> _PROBLEM REQUIREMENTS_
Using the entries shown below, output the line containing "Give me the", the line containing "const tabs = ['Главное', 'Финансы', 'Лизинг', 'Госзакупки'];", and every line between them, exactly. Pictures are omitted.

(Entries from a dataset)
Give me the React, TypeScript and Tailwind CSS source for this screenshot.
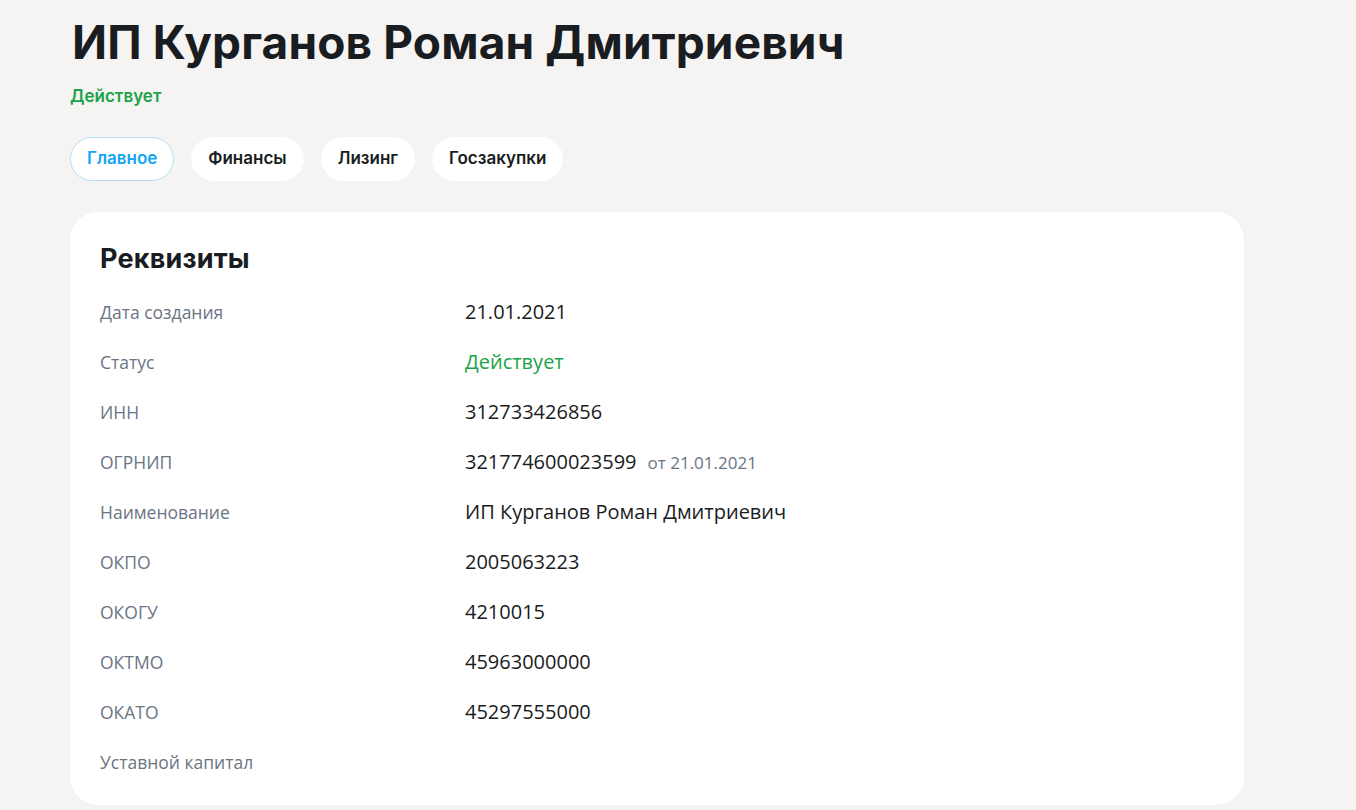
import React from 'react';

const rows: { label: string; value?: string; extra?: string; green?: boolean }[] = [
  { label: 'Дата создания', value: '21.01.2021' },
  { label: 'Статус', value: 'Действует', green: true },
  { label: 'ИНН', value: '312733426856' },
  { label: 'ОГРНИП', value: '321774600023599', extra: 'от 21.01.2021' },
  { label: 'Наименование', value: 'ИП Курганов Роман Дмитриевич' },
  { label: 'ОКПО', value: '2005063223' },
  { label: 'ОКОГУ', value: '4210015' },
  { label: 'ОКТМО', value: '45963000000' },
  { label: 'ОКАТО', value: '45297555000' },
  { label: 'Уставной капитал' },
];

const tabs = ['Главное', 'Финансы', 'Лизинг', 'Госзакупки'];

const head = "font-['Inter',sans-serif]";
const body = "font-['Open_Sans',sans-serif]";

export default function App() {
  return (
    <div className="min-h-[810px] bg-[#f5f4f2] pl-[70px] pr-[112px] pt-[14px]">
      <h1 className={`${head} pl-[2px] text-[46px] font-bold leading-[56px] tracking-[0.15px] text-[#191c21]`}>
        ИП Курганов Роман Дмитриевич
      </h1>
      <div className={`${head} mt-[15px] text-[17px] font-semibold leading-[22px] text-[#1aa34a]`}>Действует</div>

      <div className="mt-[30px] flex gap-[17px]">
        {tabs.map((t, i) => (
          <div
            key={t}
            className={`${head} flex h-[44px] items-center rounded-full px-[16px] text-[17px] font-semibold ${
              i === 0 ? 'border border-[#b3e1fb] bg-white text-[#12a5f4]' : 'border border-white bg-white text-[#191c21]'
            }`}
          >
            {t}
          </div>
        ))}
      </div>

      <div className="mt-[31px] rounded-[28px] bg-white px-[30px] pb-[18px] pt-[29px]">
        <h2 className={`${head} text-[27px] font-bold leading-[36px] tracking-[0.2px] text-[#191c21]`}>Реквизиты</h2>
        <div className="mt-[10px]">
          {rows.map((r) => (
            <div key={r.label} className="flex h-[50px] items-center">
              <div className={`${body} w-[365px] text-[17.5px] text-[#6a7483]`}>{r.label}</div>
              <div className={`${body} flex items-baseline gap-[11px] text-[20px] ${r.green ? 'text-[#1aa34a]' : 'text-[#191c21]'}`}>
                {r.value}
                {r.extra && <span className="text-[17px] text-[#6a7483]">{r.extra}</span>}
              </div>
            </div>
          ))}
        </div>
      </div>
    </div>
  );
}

---

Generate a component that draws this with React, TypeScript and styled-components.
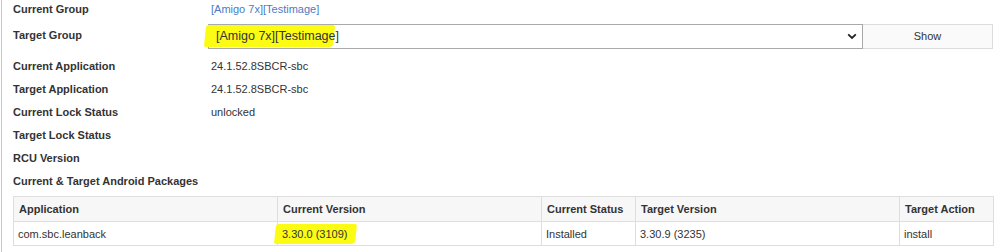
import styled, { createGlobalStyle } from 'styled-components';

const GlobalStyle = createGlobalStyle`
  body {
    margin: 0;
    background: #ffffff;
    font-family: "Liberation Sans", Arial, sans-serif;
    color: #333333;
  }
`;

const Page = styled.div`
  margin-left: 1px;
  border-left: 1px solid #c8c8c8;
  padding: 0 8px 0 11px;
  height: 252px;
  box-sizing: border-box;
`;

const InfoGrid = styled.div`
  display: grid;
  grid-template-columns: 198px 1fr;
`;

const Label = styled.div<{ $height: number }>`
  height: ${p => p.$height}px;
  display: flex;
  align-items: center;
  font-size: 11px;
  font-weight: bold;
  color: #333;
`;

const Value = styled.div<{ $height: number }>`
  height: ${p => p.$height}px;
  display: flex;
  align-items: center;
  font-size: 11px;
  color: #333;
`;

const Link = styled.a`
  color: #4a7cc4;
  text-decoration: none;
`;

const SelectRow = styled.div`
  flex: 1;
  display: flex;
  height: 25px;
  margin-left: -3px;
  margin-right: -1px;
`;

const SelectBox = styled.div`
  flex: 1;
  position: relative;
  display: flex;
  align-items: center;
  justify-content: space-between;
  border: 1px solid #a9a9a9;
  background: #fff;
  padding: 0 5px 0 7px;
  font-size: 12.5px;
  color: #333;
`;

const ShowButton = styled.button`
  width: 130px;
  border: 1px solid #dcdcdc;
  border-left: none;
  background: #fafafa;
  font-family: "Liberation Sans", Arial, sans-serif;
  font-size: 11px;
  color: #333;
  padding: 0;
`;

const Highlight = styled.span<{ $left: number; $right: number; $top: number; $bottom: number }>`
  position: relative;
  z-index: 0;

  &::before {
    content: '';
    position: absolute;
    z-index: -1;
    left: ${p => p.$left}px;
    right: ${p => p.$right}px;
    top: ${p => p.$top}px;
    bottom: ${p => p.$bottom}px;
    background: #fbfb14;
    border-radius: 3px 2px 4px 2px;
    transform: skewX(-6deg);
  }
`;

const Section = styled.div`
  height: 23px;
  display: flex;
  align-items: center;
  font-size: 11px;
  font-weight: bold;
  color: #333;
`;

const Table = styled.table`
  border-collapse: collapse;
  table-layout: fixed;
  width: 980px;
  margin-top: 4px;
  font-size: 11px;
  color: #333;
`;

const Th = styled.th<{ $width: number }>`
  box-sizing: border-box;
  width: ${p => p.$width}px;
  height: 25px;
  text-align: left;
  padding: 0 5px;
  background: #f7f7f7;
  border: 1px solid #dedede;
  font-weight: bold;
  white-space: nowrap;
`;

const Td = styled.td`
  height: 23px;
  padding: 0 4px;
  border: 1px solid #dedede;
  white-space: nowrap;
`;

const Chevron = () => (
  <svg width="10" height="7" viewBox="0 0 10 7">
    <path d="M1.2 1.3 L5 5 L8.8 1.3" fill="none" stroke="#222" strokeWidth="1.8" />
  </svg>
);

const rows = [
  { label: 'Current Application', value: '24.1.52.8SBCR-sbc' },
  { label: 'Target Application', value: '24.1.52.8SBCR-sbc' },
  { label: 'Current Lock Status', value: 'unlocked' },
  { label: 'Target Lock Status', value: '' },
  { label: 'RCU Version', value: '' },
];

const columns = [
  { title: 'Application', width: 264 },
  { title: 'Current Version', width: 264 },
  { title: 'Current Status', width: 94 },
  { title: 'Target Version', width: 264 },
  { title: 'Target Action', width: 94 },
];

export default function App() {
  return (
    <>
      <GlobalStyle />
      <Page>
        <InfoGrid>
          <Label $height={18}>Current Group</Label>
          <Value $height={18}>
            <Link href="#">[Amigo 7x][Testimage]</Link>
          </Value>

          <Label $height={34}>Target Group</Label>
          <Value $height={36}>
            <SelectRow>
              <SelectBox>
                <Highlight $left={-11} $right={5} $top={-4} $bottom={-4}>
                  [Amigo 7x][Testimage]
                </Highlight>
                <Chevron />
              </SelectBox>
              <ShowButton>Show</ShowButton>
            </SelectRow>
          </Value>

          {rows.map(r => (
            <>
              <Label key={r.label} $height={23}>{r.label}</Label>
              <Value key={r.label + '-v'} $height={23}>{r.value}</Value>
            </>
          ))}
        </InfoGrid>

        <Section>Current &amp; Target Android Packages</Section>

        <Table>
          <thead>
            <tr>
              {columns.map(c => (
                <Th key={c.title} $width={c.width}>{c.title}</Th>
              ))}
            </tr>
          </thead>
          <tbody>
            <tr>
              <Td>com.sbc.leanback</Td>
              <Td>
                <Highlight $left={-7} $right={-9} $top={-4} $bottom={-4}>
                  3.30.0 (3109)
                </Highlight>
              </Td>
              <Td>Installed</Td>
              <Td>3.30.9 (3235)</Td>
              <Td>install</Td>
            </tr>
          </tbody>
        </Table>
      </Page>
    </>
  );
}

* * *

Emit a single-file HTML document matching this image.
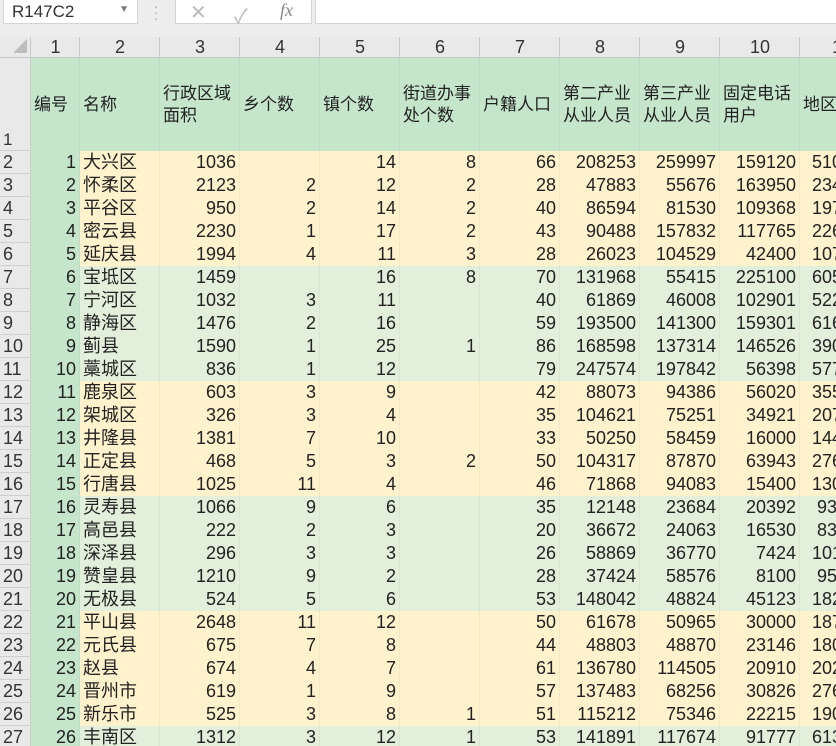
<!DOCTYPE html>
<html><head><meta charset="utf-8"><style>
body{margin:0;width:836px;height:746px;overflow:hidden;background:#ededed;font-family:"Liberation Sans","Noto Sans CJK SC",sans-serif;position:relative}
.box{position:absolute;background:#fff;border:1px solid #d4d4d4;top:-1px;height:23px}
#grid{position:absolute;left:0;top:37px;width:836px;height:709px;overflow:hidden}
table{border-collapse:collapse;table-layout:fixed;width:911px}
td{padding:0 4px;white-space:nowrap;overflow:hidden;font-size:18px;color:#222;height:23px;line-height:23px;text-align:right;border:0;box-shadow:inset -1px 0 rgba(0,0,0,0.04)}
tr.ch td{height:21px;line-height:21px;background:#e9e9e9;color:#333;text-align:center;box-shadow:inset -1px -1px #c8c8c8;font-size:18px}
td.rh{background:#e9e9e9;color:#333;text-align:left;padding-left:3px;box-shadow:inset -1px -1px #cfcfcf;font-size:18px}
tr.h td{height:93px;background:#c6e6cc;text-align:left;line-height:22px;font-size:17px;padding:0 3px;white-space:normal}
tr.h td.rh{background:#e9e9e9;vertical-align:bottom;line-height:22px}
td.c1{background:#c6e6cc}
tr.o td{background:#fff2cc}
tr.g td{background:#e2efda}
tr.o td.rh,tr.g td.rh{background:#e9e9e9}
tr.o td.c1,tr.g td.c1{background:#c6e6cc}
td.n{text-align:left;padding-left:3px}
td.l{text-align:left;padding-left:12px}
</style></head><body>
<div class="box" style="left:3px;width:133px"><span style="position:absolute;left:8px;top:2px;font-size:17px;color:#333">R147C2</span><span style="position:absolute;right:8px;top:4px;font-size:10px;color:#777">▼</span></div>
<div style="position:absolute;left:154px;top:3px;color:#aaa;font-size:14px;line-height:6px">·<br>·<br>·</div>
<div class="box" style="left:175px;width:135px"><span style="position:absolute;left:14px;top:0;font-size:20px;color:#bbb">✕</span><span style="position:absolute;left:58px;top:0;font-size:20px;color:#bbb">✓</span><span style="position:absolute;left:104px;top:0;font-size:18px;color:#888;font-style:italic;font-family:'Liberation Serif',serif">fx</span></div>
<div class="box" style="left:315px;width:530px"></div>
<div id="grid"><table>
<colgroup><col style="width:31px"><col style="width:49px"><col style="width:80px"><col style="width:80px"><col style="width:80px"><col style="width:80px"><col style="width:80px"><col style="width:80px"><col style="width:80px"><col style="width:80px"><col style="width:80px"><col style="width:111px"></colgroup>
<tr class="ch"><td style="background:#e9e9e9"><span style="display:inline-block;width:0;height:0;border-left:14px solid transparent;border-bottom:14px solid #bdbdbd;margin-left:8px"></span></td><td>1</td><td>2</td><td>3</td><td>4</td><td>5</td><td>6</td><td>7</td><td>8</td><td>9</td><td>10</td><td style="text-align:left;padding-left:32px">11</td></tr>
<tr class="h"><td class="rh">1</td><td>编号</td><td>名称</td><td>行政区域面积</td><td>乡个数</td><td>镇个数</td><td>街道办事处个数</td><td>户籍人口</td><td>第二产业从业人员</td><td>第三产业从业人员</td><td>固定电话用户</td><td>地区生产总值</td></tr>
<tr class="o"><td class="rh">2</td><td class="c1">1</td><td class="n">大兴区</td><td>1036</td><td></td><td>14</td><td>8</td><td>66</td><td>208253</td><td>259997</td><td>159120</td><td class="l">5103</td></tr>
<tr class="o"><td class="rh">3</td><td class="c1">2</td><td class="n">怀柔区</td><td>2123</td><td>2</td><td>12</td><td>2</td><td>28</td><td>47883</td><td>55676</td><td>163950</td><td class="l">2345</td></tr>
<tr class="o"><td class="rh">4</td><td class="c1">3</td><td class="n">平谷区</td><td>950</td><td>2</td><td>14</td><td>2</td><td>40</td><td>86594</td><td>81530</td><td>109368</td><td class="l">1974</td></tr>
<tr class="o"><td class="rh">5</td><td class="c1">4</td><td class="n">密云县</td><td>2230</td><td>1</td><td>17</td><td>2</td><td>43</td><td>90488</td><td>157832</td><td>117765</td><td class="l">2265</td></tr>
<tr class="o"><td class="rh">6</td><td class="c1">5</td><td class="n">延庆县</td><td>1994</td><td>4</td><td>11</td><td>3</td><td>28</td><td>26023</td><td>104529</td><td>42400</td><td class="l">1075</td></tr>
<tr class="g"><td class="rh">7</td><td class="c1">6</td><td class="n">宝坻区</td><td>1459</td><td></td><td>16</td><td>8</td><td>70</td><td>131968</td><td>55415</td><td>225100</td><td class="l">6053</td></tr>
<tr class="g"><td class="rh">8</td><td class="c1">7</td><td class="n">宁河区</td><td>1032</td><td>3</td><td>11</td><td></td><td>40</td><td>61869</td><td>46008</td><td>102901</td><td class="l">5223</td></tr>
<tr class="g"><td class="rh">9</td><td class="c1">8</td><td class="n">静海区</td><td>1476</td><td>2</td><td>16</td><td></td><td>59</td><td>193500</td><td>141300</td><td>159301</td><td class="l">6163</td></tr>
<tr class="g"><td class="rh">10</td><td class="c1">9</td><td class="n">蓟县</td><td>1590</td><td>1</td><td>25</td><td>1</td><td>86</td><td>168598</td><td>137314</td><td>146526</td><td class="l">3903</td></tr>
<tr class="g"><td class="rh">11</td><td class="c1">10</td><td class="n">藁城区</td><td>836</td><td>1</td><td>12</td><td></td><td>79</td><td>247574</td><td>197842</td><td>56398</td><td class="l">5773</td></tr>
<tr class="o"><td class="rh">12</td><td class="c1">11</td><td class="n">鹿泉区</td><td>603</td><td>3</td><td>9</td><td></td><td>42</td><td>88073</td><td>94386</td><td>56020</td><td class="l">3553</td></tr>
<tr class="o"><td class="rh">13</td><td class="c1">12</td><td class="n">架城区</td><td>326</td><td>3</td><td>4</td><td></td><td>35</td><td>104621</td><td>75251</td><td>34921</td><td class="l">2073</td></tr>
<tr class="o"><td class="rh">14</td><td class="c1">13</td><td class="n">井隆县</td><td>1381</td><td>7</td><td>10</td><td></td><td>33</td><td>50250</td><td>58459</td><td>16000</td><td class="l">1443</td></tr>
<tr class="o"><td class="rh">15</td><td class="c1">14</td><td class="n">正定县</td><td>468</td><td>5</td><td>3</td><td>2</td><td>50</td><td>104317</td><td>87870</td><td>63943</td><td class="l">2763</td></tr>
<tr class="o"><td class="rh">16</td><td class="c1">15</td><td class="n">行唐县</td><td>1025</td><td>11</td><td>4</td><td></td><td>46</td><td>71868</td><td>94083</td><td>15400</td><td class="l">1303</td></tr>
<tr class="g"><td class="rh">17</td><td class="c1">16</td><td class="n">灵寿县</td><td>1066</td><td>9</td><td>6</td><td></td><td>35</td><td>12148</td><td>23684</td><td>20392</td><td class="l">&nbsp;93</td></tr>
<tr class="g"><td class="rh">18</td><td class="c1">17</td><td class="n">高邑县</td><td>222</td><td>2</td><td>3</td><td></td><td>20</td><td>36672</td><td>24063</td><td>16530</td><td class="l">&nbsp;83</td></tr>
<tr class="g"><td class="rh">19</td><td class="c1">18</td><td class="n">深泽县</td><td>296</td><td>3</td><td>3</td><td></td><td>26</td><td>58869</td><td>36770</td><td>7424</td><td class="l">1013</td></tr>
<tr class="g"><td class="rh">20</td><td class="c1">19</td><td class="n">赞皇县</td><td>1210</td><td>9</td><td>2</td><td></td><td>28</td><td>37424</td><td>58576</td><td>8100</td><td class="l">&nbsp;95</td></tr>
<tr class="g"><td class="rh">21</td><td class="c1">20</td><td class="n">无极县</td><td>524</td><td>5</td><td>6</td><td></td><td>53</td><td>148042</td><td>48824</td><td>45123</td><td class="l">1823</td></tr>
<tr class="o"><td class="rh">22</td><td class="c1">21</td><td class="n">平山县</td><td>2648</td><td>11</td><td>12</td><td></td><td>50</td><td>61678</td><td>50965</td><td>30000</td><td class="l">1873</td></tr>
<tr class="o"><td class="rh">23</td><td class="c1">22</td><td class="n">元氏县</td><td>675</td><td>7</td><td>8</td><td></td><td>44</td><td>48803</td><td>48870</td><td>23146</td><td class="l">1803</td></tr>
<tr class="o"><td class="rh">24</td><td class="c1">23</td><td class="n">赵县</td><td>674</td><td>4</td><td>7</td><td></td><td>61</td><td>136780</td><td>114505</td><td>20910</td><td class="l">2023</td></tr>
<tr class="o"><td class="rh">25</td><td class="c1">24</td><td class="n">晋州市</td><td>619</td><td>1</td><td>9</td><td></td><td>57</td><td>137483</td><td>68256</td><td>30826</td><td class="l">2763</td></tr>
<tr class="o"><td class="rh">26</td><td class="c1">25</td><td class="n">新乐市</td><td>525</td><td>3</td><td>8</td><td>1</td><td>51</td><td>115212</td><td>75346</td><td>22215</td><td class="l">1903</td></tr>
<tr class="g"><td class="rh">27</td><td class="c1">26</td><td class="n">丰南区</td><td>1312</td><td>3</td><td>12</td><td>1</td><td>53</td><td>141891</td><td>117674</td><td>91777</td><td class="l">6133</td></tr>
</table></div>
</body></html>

> _THE RESPONSE_
Give me the React, TypeScript and Tailwind CSS source for this screenshot.
import React from 'react';

const rows: { label: string; value?: string; extra?: string; green?: boolean }[] = [
  { label: 'Дата создания', value: '21.01.2021' },
  { label: 'Статус', value: 'Действует', green: true },
  { label: 'ИНН', value: '312733426856' },
  { label: 'ОГРНИП', value: '321774600023599', extra: 'от 21.01.2021' },
  { label: 'Наименование', value: 'ИП Курганов Роман Дмитриевич' },
  { label: 'ОКПО', value: '2005063223' },
  { label: 'ОКОГУ', value: '4210015' },
  { label: 'ОКТМО', value: '45963000000' },
  { label: 'ОКАТО', value: '45297555000' },
  { label: 'Уставной капитал' },
];

const tabs = ['Главное', 'Финансы', 'Лизинг', 'Госзакупки'];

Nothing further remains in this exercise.